The idea for Black Leather Apron began one spring when he went to Louie’s Book Store to get a book called “The Complete History of Jack the Ripper”. He had an Idea, woven around that infamous serial killer and a tribute to the genre he loved. He didn’t like that the Ripper was never caught and he was going to catch him. The guy who would do it was John Talion.
An ex-cop who fell on hard times but was about to show how far he would go in pursuit of evil. Phil studied the actual 1888 crimes in nauseating written and photographic detail. The book took him back through the gruesome murder scenes, terror and pure evil that engulfed White Chapel. He read it cover to cover to get angry enough to come after the Ripper in print.

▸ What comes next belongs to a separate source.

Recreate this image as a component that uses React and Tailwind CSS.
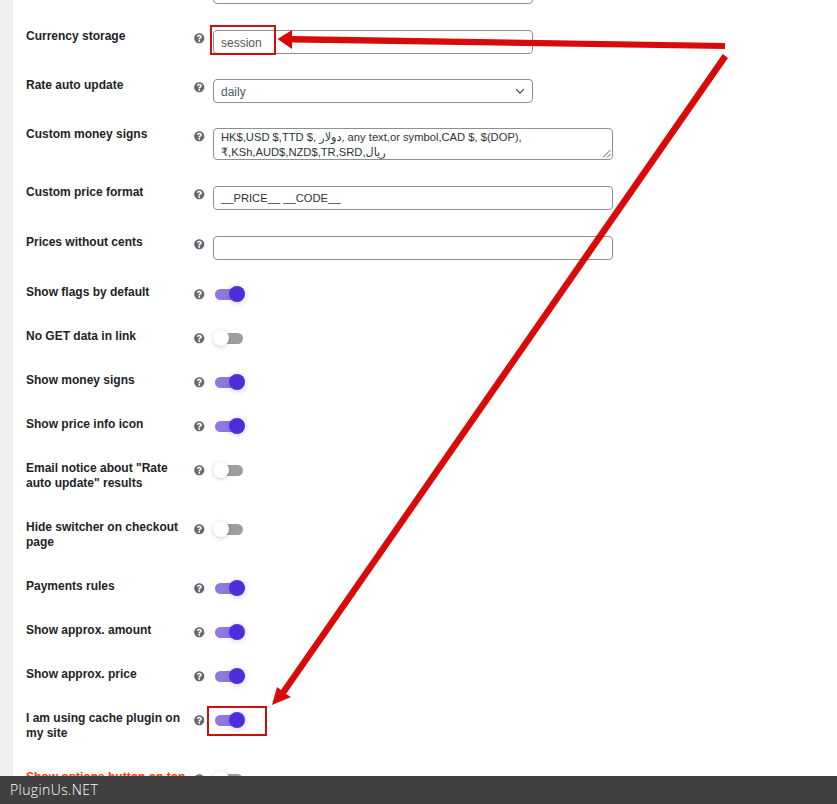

The book felt evil and he would periodically have to put it down to cleanse his soul before he started again, lest it would become a part of him. Then he just started writing, from the heart.
The locations in 1888 White Chapel looked strangely like an area of Baltimore called Fells Point. You could drive up Charles Street to the Washington Monument and Walters Art Galley area and down to Fells Point and the alley ways and by ways matched almost perfectly the deserted streets where Mary Nichols, Annie Chapman, Elizabeth Stride, Catherine Eddowes, Mary Kelly and Emma Smith were gutted, butchered and disemboweled.
He walked these alleys at night until he found the perfect replicas, scene for scene. He would stay after work and be the only person on the 3rd floor with a few cubicles still lit. He would write and if he needed to, drift out to see the locations, make notes and take photos. It felt like what was needed to catch the Ripper. As he wrote, the story just flowed out of him. He wrote a story with characters that he believed in delivering the justice these women deserved.